-- BEGIN --
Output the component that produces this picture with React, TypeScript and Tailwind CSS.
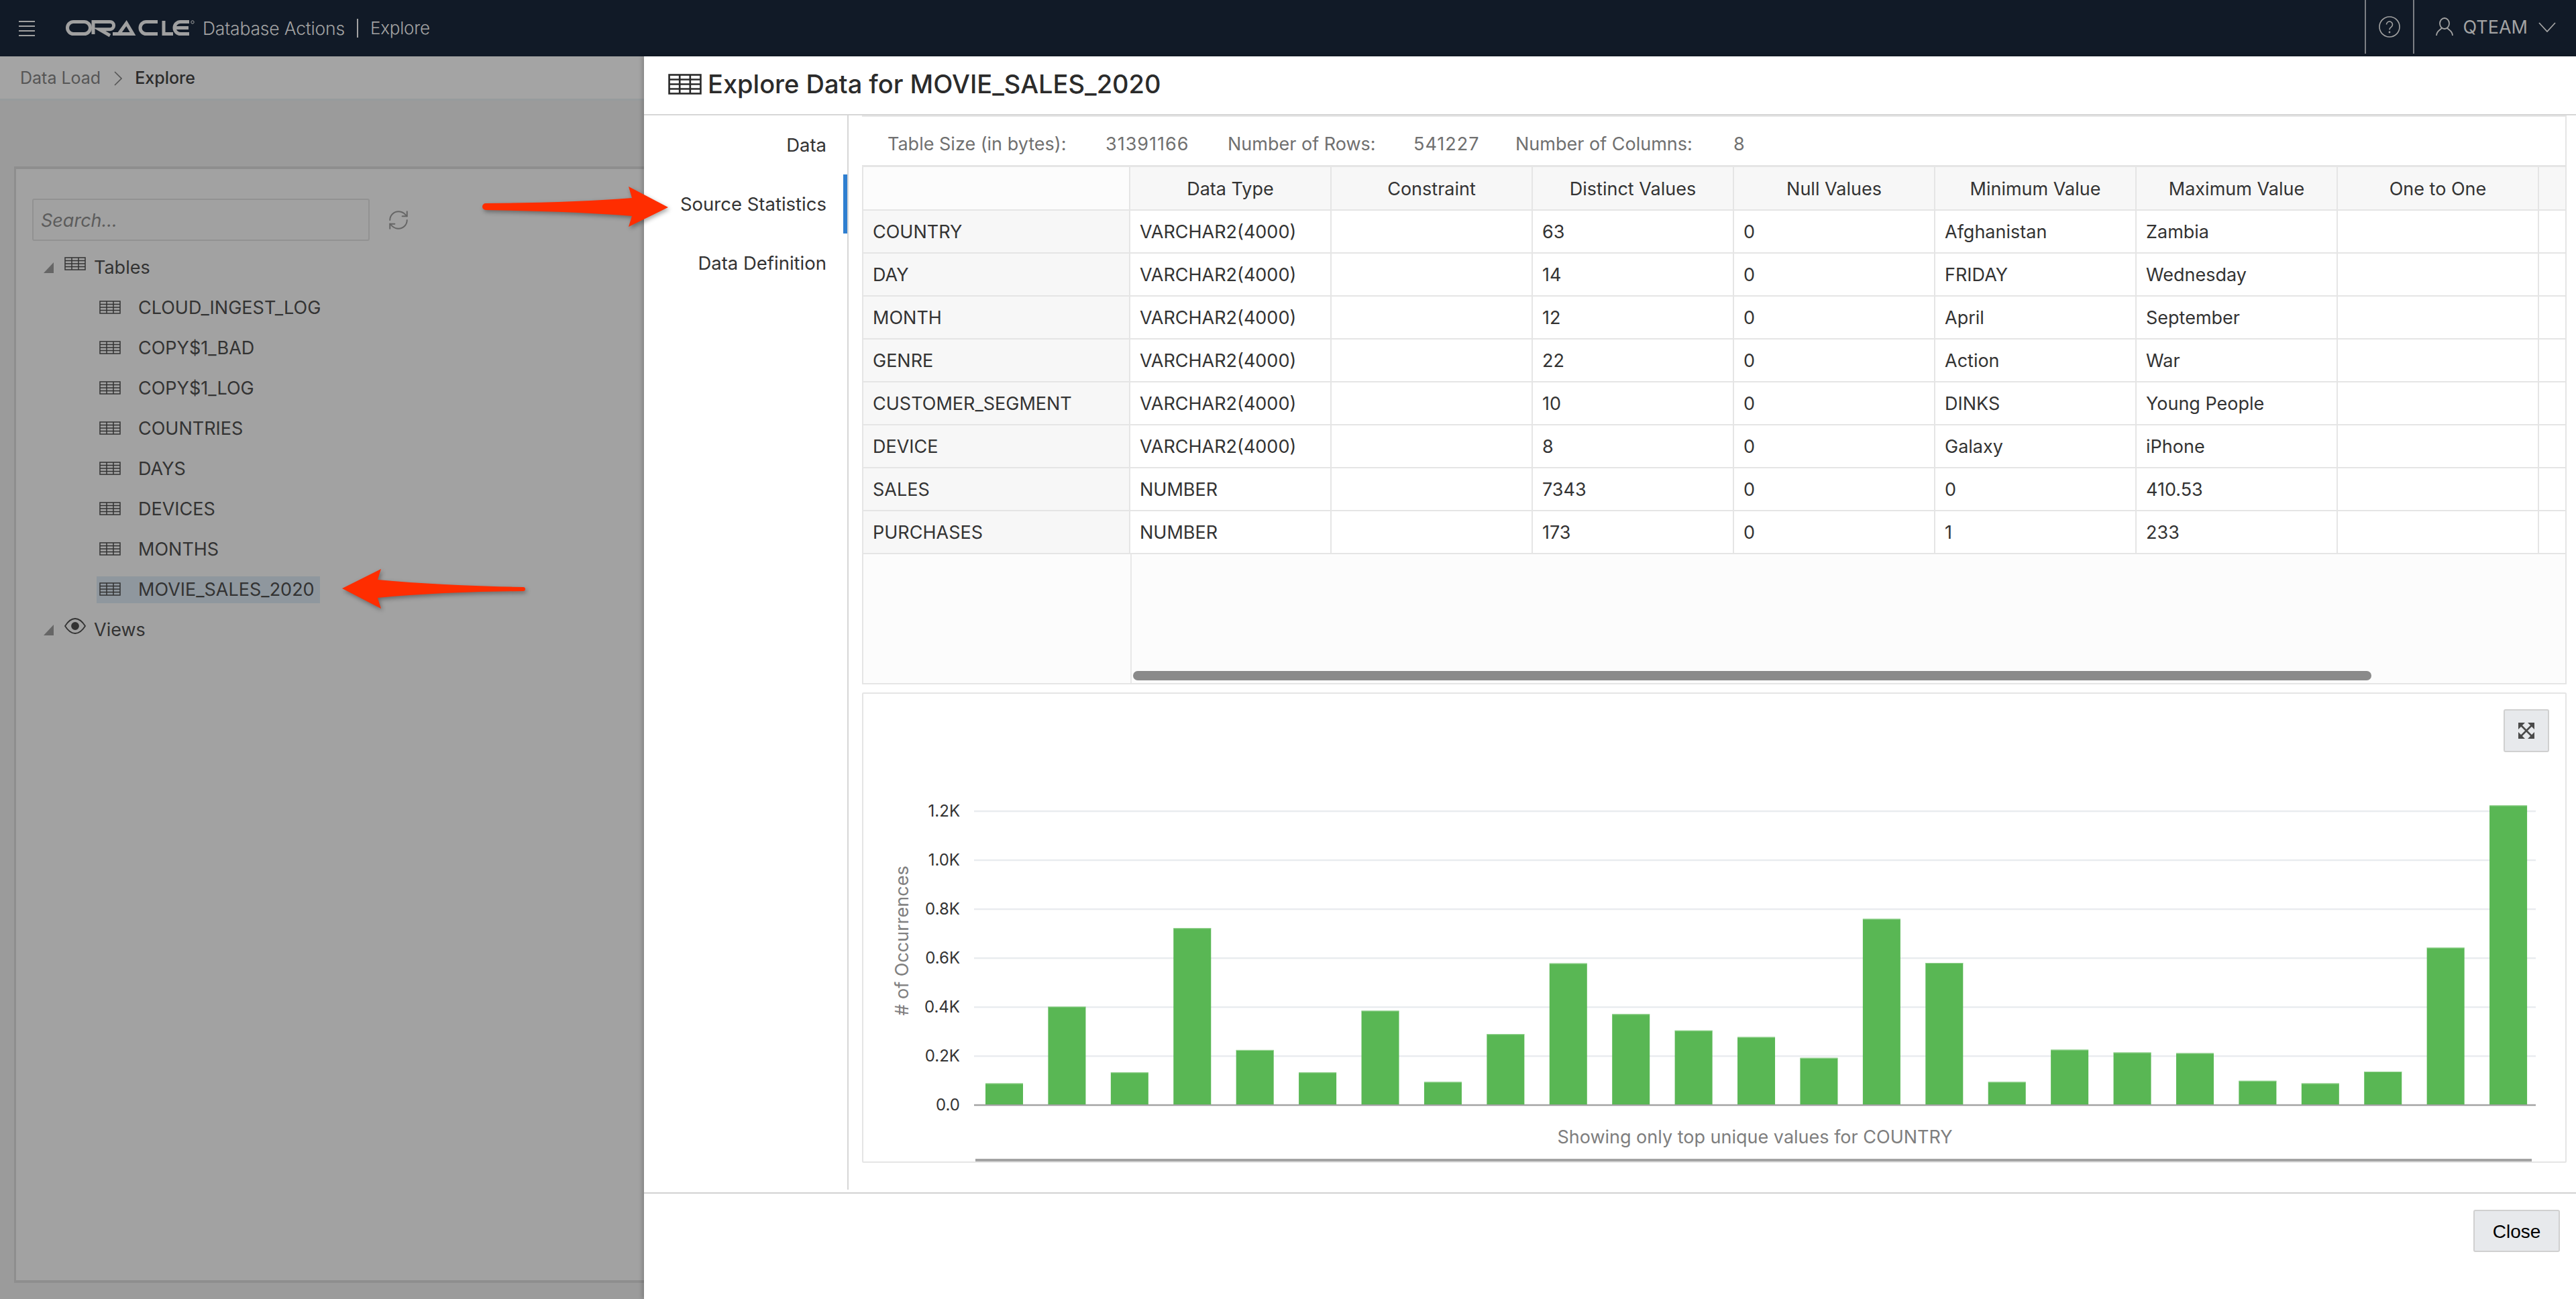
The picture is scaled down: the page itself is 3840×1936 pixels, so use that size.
import React from "react";
import { RefreshCw } from "lucide-react";

const treeItems = ["CLOUD_INGEST_LOG", "COPY$1_BAD", "COPY$1_LOG", "COUNTRIES", "DAYS", "DEVICES", "MONTHS", "MOVIE_SALES_2020"];
const headers = ["", "Data Type", "Constraint", "Distinct Values", "Null Values", "Minimum Value", "Maximum Value", "One to One", ""];
const rows = [
  ["COUNTRY", "VARCHAR2(4000)", "", "63", "0", "Afghanistan", "Zambia", "", ""],
  ["DAY", "VARCHAR2(4000)", "", "14", "0", "FRIDAY", "Wednesday", "", ""],
  ["MONTH", "VARCHAR2(4000)", "", "12", "0", "April", "September", "", ""],
  ["GENRE", "VARCHAR2(4000)", "", "22", "0", "Action", "War", "", ""],
  ["CUSTOMER_SEGMENT", "VARCHAR2(4000)", "", "10", "0", "DINKS", "Young People", "", ""],
  ["DEVICE", "VARCHAR2(4000)", "", "8", "0", "Galaxy", "iPhone", "", ""],
  ["SALES", "NUMBER", "", "7343", "0", "0", "410.53", "", ""],
  ["PURCHASES", "NUMBER", "", "173", "0", "1", "233", "", ""],
];
const bars = [31.4, 145.7, 47.7, 262.7, 81.1, 47.7, 139.6, 33.5, 104.8, 210.3, 134.6, 110.2, 100.4, 69.3, 276.5, 211, 33.5, 81.5, 77.4, 76.4, 35.2, 31.4, 49, 233.6, 445.6];
const ticks = ["0.0", "0.2K", "0.4K", "0.6K", "0.8K", "1.0K", "1.2K"];

function GridIcon({ w, h, sw }: { w: number; h: number; sw: number }) {
  return (
    <svg width={w} height={h} viewBox="0 0 32 20" preserveAspectRatio="none" fill="none" stroke="currentColor" strokeWidth={sw} className="shrink-0">
      <rect x="1" y="1" width="30" height="18" />
      <path d="M1 5.5H31M1 10H31M1 14.5H31M11 1V19M21 1V19" />
    </svg>
  );
}

function Tri() {
  return (
    <svg width="15" height="16" viewBox="0 0 15 16" className="shrink-0 text-[#666]" fill="currentColor">
      <path d="M15 0V16H0Z" />
    </svg>
  );
}

function OracleLogo() {
  return (
    <svg width="194" height="26" viewBox="0 0 194 26" fill="none" stroke="#a0a0a0" strokeWidth="5" className="shrink-0">
      <rect x="2.5" y="3.5" width="34" height="18" rx="9" />
      <path d="M41 22V3.5H66a5.6 5.6 0 0 1 0 11.2H50L66 24" />
      <path d="M70 21.5H100L90.5 5.5 79 21.5" />
      <path d="M137 3.5H120a9 9 0 0 0 0 18H137" />
      <path d="M146 2V21.5H160" />
      <path d="M184 3.5H171a9 9 0 0 0 0 18H184M162 12.5H183" />
      <circle cx="189" cy="4" r="2.2" strokeWidth="1" />
    </svg>
  );
}

export default function App() {
  return (
    <div className="relative w-[3840px] h-[1936px] overflow-hidden flex flex-col bg-[#9e9e9e] font-['Inter','Noto_Sans',sans-serif] text-[27px] text-[#333]">
      <header className="h-[84px] shrink-0 bg-[#111a27] flex items-center text-[#a3a3a3]">
        <div className="ml-[28px] w-[24px] flex flex-col gap-[5px] shrink-0">
          <span className="h-[2px] bg-[#a0a0a0]" />
          <span className="h-[2px] bg-[#a0a0a0]" />
          <span className="h-[2px] bg-[#a0a0a0]" />
          <span className="h-[2px] bg-[#a0a0a0]" />
        </div>
        <div className="ml-[46px]"><OracleLogo /></div>
        <span className="ml-[10px] text-[26.5px] leading-none font-light tracking-[-0.2px]">Database Actions</span>
        <span className="ml-[18px] h-[28px] w-[2px] bg-[#a3a3a3]" />
        <span className="ml-[18px] text-[26px] leading-none font-light tracking-[-0.2px]">Explore</span>
        <div className="ml-auto flex h-[80px] self-start items-center">
          <div className="h-full w-[74px] border-x-2 border-[#7c7f84] flex items-center justify-center">
            <svg width="32" height="32" viewBox="0 0 32 32" fill="none" stroke="#a3a3a3" strokeWidth="1.6">
              <circle cx="16" cy="16" r="15" />
              <path d="M11.5 12.5a4.5 4.5 0 1 1 7 3.8c-1.5 1-2.5 2-2.5 4" />
              <circle cx="16" cy="24" r="0.6" />
            </svg>
          </div>
          <svg className="ml-[32px]" width="26" height="28" viewBox="0 0 26 28" fill="none" stroke="#a3a3a3" strokeWidth="1.8">
            <ellipse cx="13" cy="9" rx="7" ry="8" />
            <path d="M9 15.5C7 19 1 20 1 27M17 15.5C19 19 25 20 25 27" />
          </svg>
          <span className="ml-[14px] text-[27px] leading-none">QTEAM</span>
          <svg className="ml-[16px] mr-[30px]" width="26" height="15" viewBox="0 0 26 15" fill="none" stroke="#a3a3a3" strokeWidth="1.8">
            <path d="M1 1L13 14L25 1" />
          </svg>
        </div>
      </header>

      <div className="flex-1 flex min-h-0">
        <div className="w-[960px] shrink-0 flex flex-col bg-[#9b9b9b]">
          <div className="h-[66px] shrink-0 bg-[#a4a4a4] border-b-[3px] border-[#979b9d] flex items-center pl-[30px] pt-[2px] text-[25px] text-[#565656]">
            <span>Data Load</span>
            <svg className="ml-[20px]" width="12" height="22" viewBox="0 0 12 22" fill="none" stroke="#555" strokeWidth="1.6"><path d="M1 1L11 11L1 21" /></svg>
            <span className="ml-[19px] text-[#2b2b2b] font-medium">Explore</span>
          </div>
          <div className="mt-[98px] ml-[21px] h-[1664px] shrink-0 border-l-[3px] border-t-[4px] border-b-[4px] border-[#8e8e8e] bg-[#a2a2a2] pl-[24px] pt-[44px]">
            <div className="flex items-center">
              <div className="w-[503px] h-[63px] border-2 border-[#929292] rounded-[3px] bg-[#a1a1a1] flex items-center pl-[11px] pt-[3px] italic text-[27px] text-[#5c5c5c]">Search...</div>
              <RefreshCw className="ml-[26px] text-[#666]" size={34} strokeWidth={1.4} />
            </div>
            <div className="mt-[20px] ml-[17px] flex items-center h-[40px]">
              <Tri />
              <span className="ml-[16px] -mt-[12px] text-[#333]"><GridIcon w={32} h={20} sw={1.5} /></span>
              <span className="ml-[12px]">Tables</span>
            </div>
            <div className="mt-[20px] ml-[96px] flex flex-col gap-[20px] items-start">
              {treeItems.map((t, i) => (
                <div key={t} className={`h-[40px] flex items-center pl-[4px] pr-[8px] ${i === 7 ? "bg-[#8f979e]" : ""}`}>
                  <span className="text-[#333] -mt-[2px]"><GridIcon w={32} h={20} sw={1.5} /></span>
                  <span className="ml-[26px] whitespace-nowrap">{t}</span>
                </div>
              ))}
            </div>
            <div className="mt-[20px] ml-[17px] flex items-center h-[40px]">
              <Tri />
              <svg className="ml-[16px] -mt-[12px] shrink-0" width="32" height="24" viewBox="0 0 32 24" fill="none" stroke="#333" strokeWidth="1.8">
                <path d="M1 12C6 4 11 1 16 1s10 3 15 11c-5 8-10 11-15 11S6 20 1 12Z" />
                <circle cx="16" cy="12" r="5" fill="#333" />
              </svg>
              <span className="ml-[12px]">Views</span>
            </div>
          </div>
        </div>

        <div className="w-[2880px] shrink-0 bg-white flex flex-col shadow-[-3px_0_6px_rgba(0,0,0,0.18)]">
          <div className="h-[88px] shrink-0 border-b-2 border-[#d6d6d6] flex items-center pl-[36px] pb-[4px] text-[38px] font-medium text-[#2b2b2b]">
            <GridIcon w={50} h={31} sw={1.7} />
            <span className="ml-[9px] whitespace-nowrap">Explore Data for MOVIE_SALES_2020</span>
          </div>
          <div className="flex h-[1601px] mb-[4px] shrink-0">
            <div className="w-[305px] shrink-0 border-r-2 border-[#d6d6d6] flex flex-col text-[27.5px] text-right">
              <div className="h-[88px] pr-[31px] pt-[2px] flex items-center justify-end">Data</div>
              <div className="h-[88px] pr-[25px] pt-[2px] flex items-center justify-end border-r-[6px] border-[#2f7fd0]">Source Statistics</div>
              <div className="h-[88px] pr-[31px] pt-[2px] flex items-center justify-end">Data Definition</div>
            </div>
            <div className="ml-[20px] w-[2541px] shrink-0 flex flex-col">
              <div className="h-[77px] shrink-0 border-t-2 border-r-2 border-b-[3px] border-[#e5e5e5] flex items-center pl-[38px] pt-[11px] text-[#707070]">
                <span className="w-[325px]">Table Size (in bytes):</span>
                <span className="w-[182px] tracking-[1px]">31391166</span>
                <span className="w-[277px]">Number of Rows:</span>
                <span className="w-[152px] tracking-[1px]">541227</span>
                <span className="w-[325px]">Number of Columns:</span>
                <span>8</span>
              </div>
              <div className="h-[771px] shrink-0 border-x-2 border-b-2 border-[#e5e5e5] flex flex-col bg-[#fcfcfc]">
                <div className="grid grid-cols-[398px_repeat(7,300px)_1fr]">
                  {headers.map((h, i) => (
                    <div key={i} className={`h-[65px] pt-[4px] border-b-2 border-[#e5e5e5] flex items-center justify-center ${i === 8 ? "" : "border-r-2"} ${i === 0 ? "bg-[#fcfcfc]" : "bg-[#f7f7f7]"}`}>{h}</div>
                  ))}
                  {rows.flat().map((c, i) => (
                    <div key={i} className={`h-[64px] pt-[2px] border-b-2 border-[#e5e5e5] flex items-center pl-[14px] whitespace-nowrap ${i % 9 === 8 ? "" : "border-r-2"} ${i % 9 === 0 ? "bg-[#f7f7f7]" : "bg-white"}`}>{c}</div>
                  ))}
                </div>
                <div className="relative flex-1">
                  <div className="ml-[398px] h-full w-[2px] bg-[#e8e8e8]" />
                  <div className="absolute left-[402px] bottom-[4px] w-[1846px] h-[14px] rounded-[7px] bg-[#8a8a8a]" />
                </div>
              </div>
              <div className="relative mt-[12px] h-[701px] shrink-0 border-2 border-[#e5e5e5] rounded-[2px] bg-white">
                <svg className="block w-full h-full" viewBox="1287 1034 2537 697" preserveAspectRatio="none">
                  {ticks.map((t, i) => (
                    <g key={t}>
                      <line x1="1452" x2="3780" y1={1647 - i * 73} y2={1647 - i * 73} stroke={i === 0 ? "#a3a3a3" : "#e9ecef"} strokeWidth="2.5" />
                      <text x="1431" y={1647 - i * 73 + 8} textAnchor="end" fontSize="24" fill="#333">{t}</text>
                    </g>
                  ))}
                  {bars.map((h, i) => (
                    <g key={i}>
                      <rect x={1469 + i * 93.42} y={1646 - h} width="56" height={h} fill="#59b754" />
                      <rect x={1469 + i * 93.42} y={1646 - h} width="56" height="1" fill="#9ad596" />
                    </g>
                  ))}
                  <text x="1354" y="1402" textAnchor="middle" fontSize="27" fill="#808080" transform="rotate(-90 1354 1402)">{"# of Occurrences"}</text>
                  <text x="2616" y="1704" textAnchor="middle" fontSize="27" fill="#7e7e7e">Showing only top unique values for COUNTRY</text>
                  <rect x="1454" y="1727" width="2320" height="4" fill="#a3a3a3" />
                </svg>
                <button className="absolute top-[23px] right-[24px] w-[68px] h-[64px] bg-[#e7e9ec] border-2 border-[#d0d0d0] rounded-[3px] flex items-center justify-center">
                  <svg width="26" height="26" viewBox="0 0 26 26" fill="none" stroke="#4a4a4a" strokeWidth="2.6">
                    <path d="M4 4L22 22M22 4L4 22" />
                    <path d="M1 1H11L1 11ZM25 1H15L25 11ZM1 25H11L1 15ZM25 25H15L25 15Z" fill="#4a4a4a" stroke="none" />
                  </svg>
                </button>
              </div>
            </div>
          </div>
          <div className="flex-1 border-t-2 border-[#d2d2d2] flex items-start justify-end pr-[24px] pt-[24px]">
            <button className="w-[129px] h-[63px] pt-[2px] bg-[#e7e9ec] border-2 border-[#d0d0d0] rounded-[3px] font-['Liberation_Sans',sans-serif] text-[28px] text-black">Close</button>
          </div>
        </div>
      </div>

      <svg className="absolute left-0 top-0 pointer-events-none drop-shadow-[2px_3px_3px_rgba(0,0,0,0.35)]" width="1100" height="960" viewBox="0 0 1100 960">
        <path d="M724 303Q860 302 942 295L937 278L996 309L937 338L942 322Q860 315 724 313A5 5 0 0 1 724 303Z" fill="#ff2d00" />
        <path d="M780 875Q660 873 563 864L568 848L510 877L568 907L563 891Q660 882 780 881A3 3 0 0 0 780 875Z" fill="#ff2d00" />
      </svg>
    </div>
  );
}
-- END --
Only a number is wanted: how many lines contain the word "that"?

> **Result of the task**: 2